# [Goal]
Produce a word-for-word copy of the listing below without its pictures.

# [Source material]
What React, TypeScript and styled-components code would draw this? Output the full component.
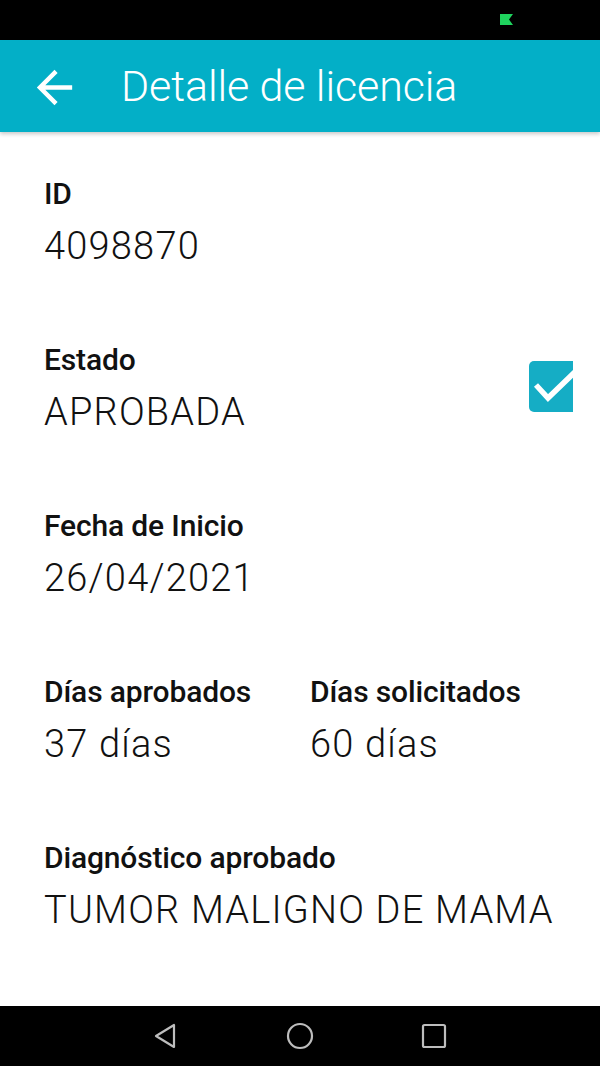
import React from "react";
import styled, { createGlobalStyle } from "styled-components";

const Global = createGlobalStyle`
  html, body { margin: 0; padding: 0; background: #ffffff; }
  body { font-family: Roboto, "Liberation Sans", sans-serif; }
  * { box-sizing: border-box; }
`;

const Screen = styled.div`
  width: 600px;
  height: 1066px;
  display: flex;
  flex-direction: column;
  background: #ffffff;
  overflow: hidden;
`;

const StatusBar = styled.div`
  height: 40px;
  flex: none;
  background: #000000;
  display: flex;
  align-items: flex-start;
  padding: 14px 0 0 500px;
`;

const AppBar = styled.header`
  height: 92px;
  flex: none;
  background: #03afc7;
  display: flex;
  align-items: center;
  padding-left: 28px;
  box-shadow: 0 2px 4px rgba(0, 0, 0, 0.22);
  position: relative;
  z-index: 1;
`;

const BackButton = styled.div`
  width: 53px;
  height: 53px;
  display: flex;
  margin-top: 2px;
  margin-right: 40px;
`;

const Title = styled.h1`
  margin: 0;
  font-family: Roboto, "Liberation Sans", sans-serif;
  font-weight: 300;
  font-size: 43px;
  letter-spacing: -0.1px;
  color: #ffffff;
`;

const Content = styled.main`
  flex: 1;
  display: flex;
  flex-direction: column;
  gap: 73px;
  padding: 44px 27px 0 44px;
`;

const Field = styled.div`
  display: flex;
  flex-direction: column;
  gap: 11px;
`;

const Label = styled.div`
  font-family: Roboto, "Liberation Sans", sans-serif;
  font-weight: 500;
  font-size: 30px;
  line-height: 36px;
  color: #111111;
  letter-spacing: -0.15px;
`;

const Value = styled.div`
  font-family: Roboto, "Liberation Sans", sans-serif;
  font-weight: 300;
  font-size: 38px;
  line-height: 46px;
  color: #111111;
  letter-spacing: 1.2px;
`;

const StatusRow = styled.div`
  display: flex;
  justify-content: space-between;
  align-items: center;
`;

const CheckBox = styled.div`
  width: 44px;
  height: 51px;
  margin-top: -5px;
  background: #15adc5;
  border-radius: 5px 0 0 5px;
  overflow: hidden;
  display: flex;
`;

const TwoCols = styled.div`
  display: grid;
  grid-template-columns: 266px 1fr;
`;

const NavBar = styled.nav`
  height: 60px;
  flex: none;
  background: #000000;
  display: flex;
  align-items: center;
  justify-content: center;
  gap: 106px;
`;

const NavIcon = styled.div`
  width: 28px;
  height: 28px;
  display: flex;
`;

export default function App() {
  return (
    <>
      <Global />
      <Screen>
        <StatusBar>
          <svg width="13" height="11" viewBox="0 0 13 11">
            <polygon points="0,0 13,0 9,5.5 13,11 0,11" fill="#1fd35e" />
          </svg>
        </StatusBar>
        <AppBar>
          <BackButton>
            <svg width="53" height="53" viewBox="0 0 24 24">
              <path
                d="M20 11H7.83l5.59-5.59L12 4l-8 8 8 8 1.41-1.41L7.83 13H20v-2z"
                fill="#ffffff"
              />
            </svg>
          </BackButton>
          <Title>Detalle de licencia</Title>
        </AppBar>
        <Content>
          <Field>
            <Label>ID</Label>
            <Value>4098870</Value>
          </Field>
          <StatusRow>
            <Field>
              <Label>Estado</Label>
              <Value>APROBADA</Value>
            </Field>
            <CheckBox>
              <svg width="44" height="51" viewBox="0 0 44 51">
                <polyline
                  points="7,24 19,37 46,11"
                  fill="none"
                  stroke="#ffffff"
                  strokeWidth="5.5"
                />
              </svg>
            </CheckBox>
          </StatusRow>
          <Field>
            <Label>Fecha de Inicio</Label>
            <Value>26/04/2021</Value>
          </Field>
          <TwoCols>
            <Field>
              <Label>Días aprobados</Label>
              <Value>37 días</Value>
            </Field>
            <Field>
              <Label>Días solicitados</Label>
              <Value>60 días</Value>
            </Field>
          </TwoCols>
          <Field>
            <Label>Diagnóstico aprobado</Label>
            <Value>TUMOR MALIGNO DE MAMA</Value>
          </Field>
        </Content>
        <NavBar>
          <NavIcon>
            <svg width="28" height="28" viewBox="0 0 28 28">
              <path
                d="M22 3 L22 25 L4 14 Z"
                fill="none"
                stroke="#bdbdbd"
                strokeWidth="2.2"
                strokeLinejoin="round"
              />
            </svg>
          </NavIcon>
          <NavIcon>
            <svg width="28" height="28" viewBox="0 0 28 28">
              <circle cx="14" cy="14" r="12" fill="none" stroke="#bdbdbd" strokeWidth="2.2" />
            </svg>
          </NavIcon>
          <NavIcon>
            <svg width="28" height="28" viewBox="0 0 28 28">
              <rect x="3" y="3" width="22" height="22" rx="1.5" fill="none" stroke="#bdbdbd" strokeWidth="2.2" />
            </svg>
          </NavIcon>
        </NavBar>
      </Screen>
    </>
  );
}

# [Finished exercise]
What React, TypeScript and styled-components code would draw this? Output the full component.
import React from "react";
import styled, { createGlobalStyle } from "styled-components";

const Global = createGlobalStyle`
  html, body { margin: 0; padding: 0; background: #ffffff; }
  body { font-family: Roboto, "Liberation Sans", sans-serif; }
  * { box-sizing: border-box; }
`;

const Screen = styled.div`
  width: 600px;
  height: 1066px;
  display: flex;
  flex-direction: column;
  background: #ffffff;
  overflow: hidden;
`;

const StatusBar = styled.div`
  height: 40px;
  flex: none;
  background: #000000;
  display: flex;
  align-items: flex-start;
  padding: 14px 0 0 500px;
`;

const AppBar = styled.header`
  height: 92px;
  flex: none;
  background: #03afc7;
  display: flex;
  align-items: center;
  padding-left: 28px;
  box-shadow: 0 2px 4px rgba(0, 0, 0, 0.22);
  position: relative;
  z-index: 1;
`;

const BackButton = styled.div`
  width: 53px;
  height: 53px;
  display: flex;
  margin-top: 2px;
  margin-right: 40px;
`;

const Title = styled.h1`
  margin: 0;
  font-family: Roboto, "Liberation Sans", sans-serif;
  font-weight: 300;
  font-size: 43px;
  letter-spacing: -0.1px;
  color: #ffffff;
`;

const Content = styled.main`
  flex: 1;
  display: flex;
  flex-direction: column;
  gap: 73px;
  padding: 44px 27px 0 44px;
`;

const Field = styled.div`
  display: flex;
  flex-direction: column;
  gap: 11px;
`;

const Label = styled.div`
  font-family: Roboto, "Liberation Sans", sans-serif;
  font-weight: 500;
  font-size: 30px;
  line-height: 36px;
  color: #111111;
  letter-spacing: -0.15px;
`;

const Value = styled.div`
  font-family: Roboto, "Liberation Sans", sans-serif;
  font-weight: 300;
  font-size: 38px;
  line-height: 46px;
  color: #111111;
  letter-spacing: 1.2px;
`;

const StatusRow = styled.div`
  display: flex;
  justify-content: space-between;
  align-items: center;
`;

const CheckBox = styled.div`
  width: 44px;
  height: 51px;
  margin-top: -5px;
  background: #15adc5;
  border-radius: 5px 0 0 5px;
  overflow: hidden;
  display: flex;
`;

const TwoCols = styled.div`
  display: grid;
  grid-template-columns: 266px 1fr;
`;

const NavBar = styled.nav`
  height: 60px;
  flex: none;
  background: #000000;
  display: flex;
  align-items: center;
  justify-content: center;
  gap: 106px;
`;

const NavIcon = styled.div`
  width: 28px;
  height: 28px;
  display: flex;
`;

export default function App() {
  return (
    <>
      <Global />
      <Screen>
        <StatusBar>
          <svg width="13" height="11" viewBox="0 0 13 11">
            <polygon points="0,0 13,0 9,5.5 13,11 0,11" fill="#1fd35e" />
          </svg>
        </StatusBar>
        <AppBar>
          <BackButton>
            <svg width="53" height="53" viewBox="0 0 24 24">
              <path
                d="M20 11H7.83l5.59-5.59L12 4l-8 8 8 8 1.41-1.41L7.83 13H20v-2z"
                fill="#ffffff"
              />
            </svg>
          </BackButton>
          <Title>Detalle de licencia</Title>
        </AppBar>
        <Content>
          <Field>
            <Label>ID</Label>
            <Value>4098870</Value>
          </Field>
          <StatusRow>
            <Field>
              <Label>Estado</Label>
              <Value>APROBADA</Value>
            </Field>
            <CheckBox>
              <svg width="44" height="51" viewBox="0 0 44 51">
                <polyline
                  points="7,24 19,37 46,11"
                  fill="none"
                  stroke="#ffffff"
                  strokeWidth="5.5"
                />
              </svg>
            </CheckBox>
          </StatusRow>
          <Field>
            <Label>Fecha de Inicio</Label>
            <Value>26/04/2021</Value>
          </Field>
          <TwoCols>
            <Field>
              <Label>Días aprobados</Label>
              <Value>37 días</Value>
            </Field>
            <Field>
              <Label>Días solicitados</Label>
              <Value>60 días</Value>
            </Field>
          </TwoCols>
          <Field>
            <Label>Diagnóstico aprobado</Label>
            <Value>TUMOR MALIGNO DE MAMA</Value>
          </Field>
        </Content>
        <NavBar>
          <NavIcon>
            <svg width="28" height="28" viewBox="0 0 28 28">
              <path
                d="M22 3 L22 25 L4 14 Z"
                fill="none"
                stroke="#bdbdbd"
                strokeWidth="2.2"
                strokeLinejoin="round"
              />
            </svg>
          </NavIcon>
          <NavIcon>
            <svg width="28" height="28" viewBox="0 0 28 28">
              <circle cx="14" cy="14" r="12" fill="none" stroke="#bdbdbd" strokeWidth="2.2" />
            </svg>
          </NavIcon>
          <NavIcon>
            <svg width="28" height="28" viewBox="0 0 28 28">
              <rect x="3" y="3" width="22" height="22" rx="1.5" fill="none" stroke="#bdbdbd" strokeWidth="2.2" />
            </svg>
          </NavIcon>
        </NavBar>
      </Screen>
    </>
  );
}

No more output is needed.